Michelle couldn’t bear it.
“I didn’t want to do it,” she said honestly. “Barack believed in it. But me? The idea of letting my little girl cry and cry without picking her up—I just couldn’t handle that kind of heartbreak.”
It wasn’t just a parenting debate. It was a deeply emotional standoff between instinct and logic, love and trust. Michelle even wondered if her own postpartum emotions and hormones made the idea feel unbearable.
So they compromised. Barack, ever the calm strategist, took the night shift. Michelle would go to bed early, sometimes covering her ears with pillows so she wouldn’t hear the tiny, aching cries coming from the nursery. It broke her heart—but she also knew she needed rest.
To Michelle’s surprise, it worked. Within days, their daughter had adjusted. “It really took just a few nights,” she admitted. “We started early—right after weaning—and she learned fast.”

Still, it was a decision Michelle said she could never have made on her own. Barack took the lead that time—not just as a father, but as a partner who was willing to carry the emotional load when she couldn’t.

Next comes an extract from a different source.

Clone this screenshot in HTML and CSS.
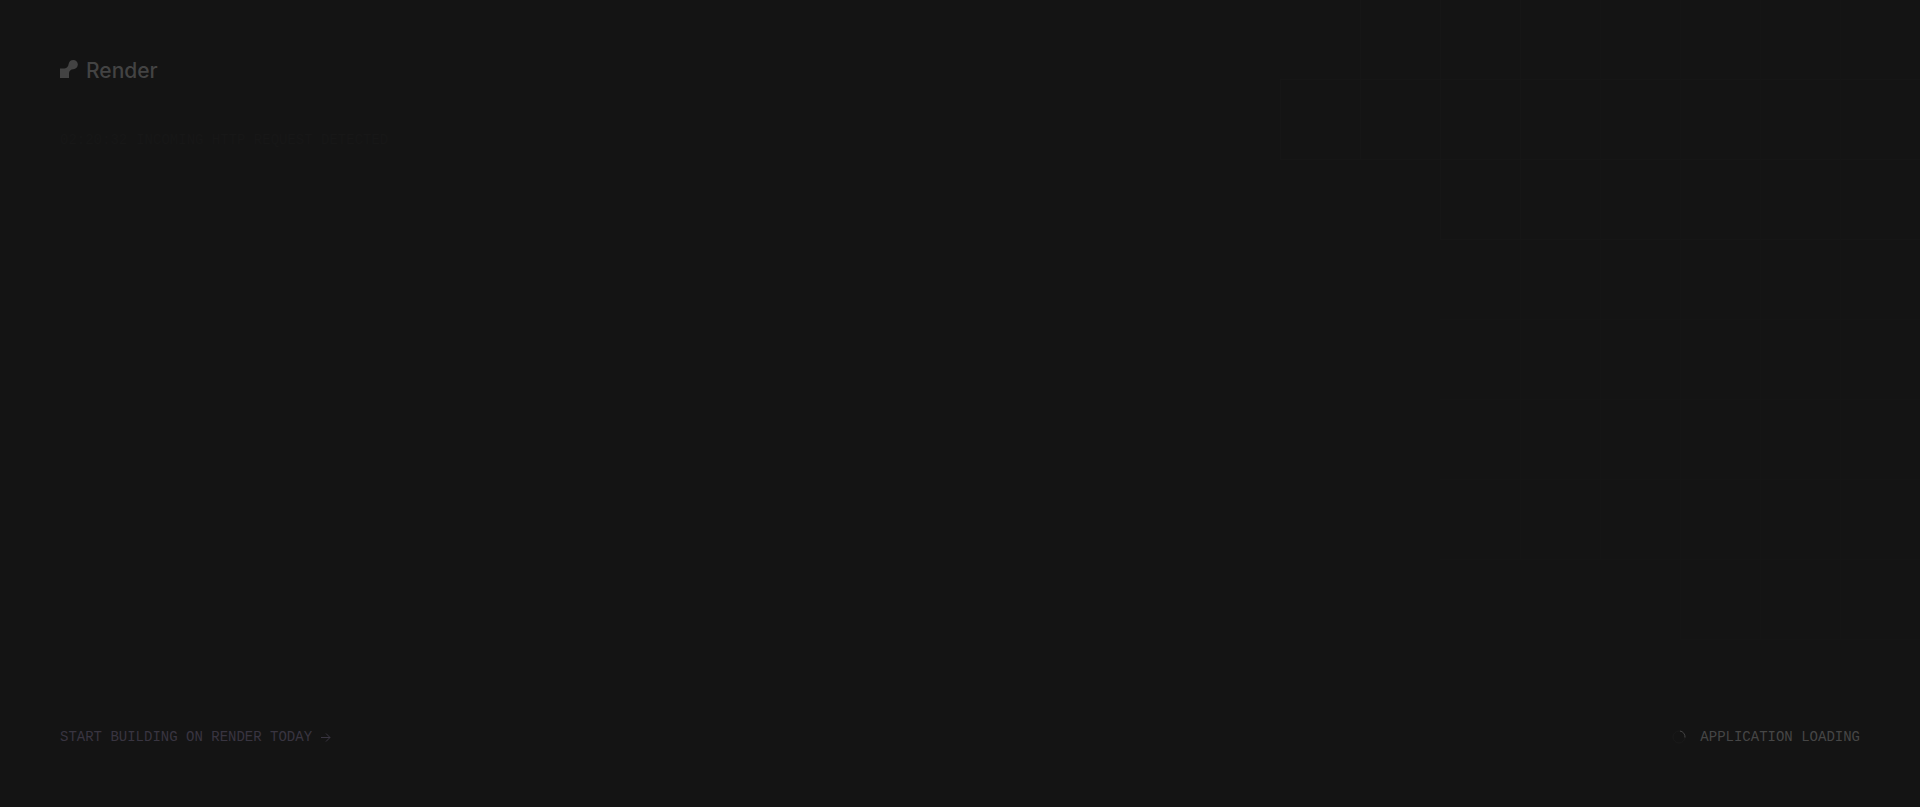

Now, with Malia at 26 and Sasha at 24, both grown and thriving, Michelle can look back and see those hard moments for what they were: the small but defining battles of parenthood. Not everything is easy, and not every decision feels right in the moment. But sometimes, love means trusting, stepping back, and even letting go—just a little.
And maybe that’s what makes the Obamas so relatable, beyond the politics and the spotlight. They were just two young parents, standing in the dark, trying to figure it out—one sleepless night at a time.
Because in the end, even presidents have to let their babies cry sometimes.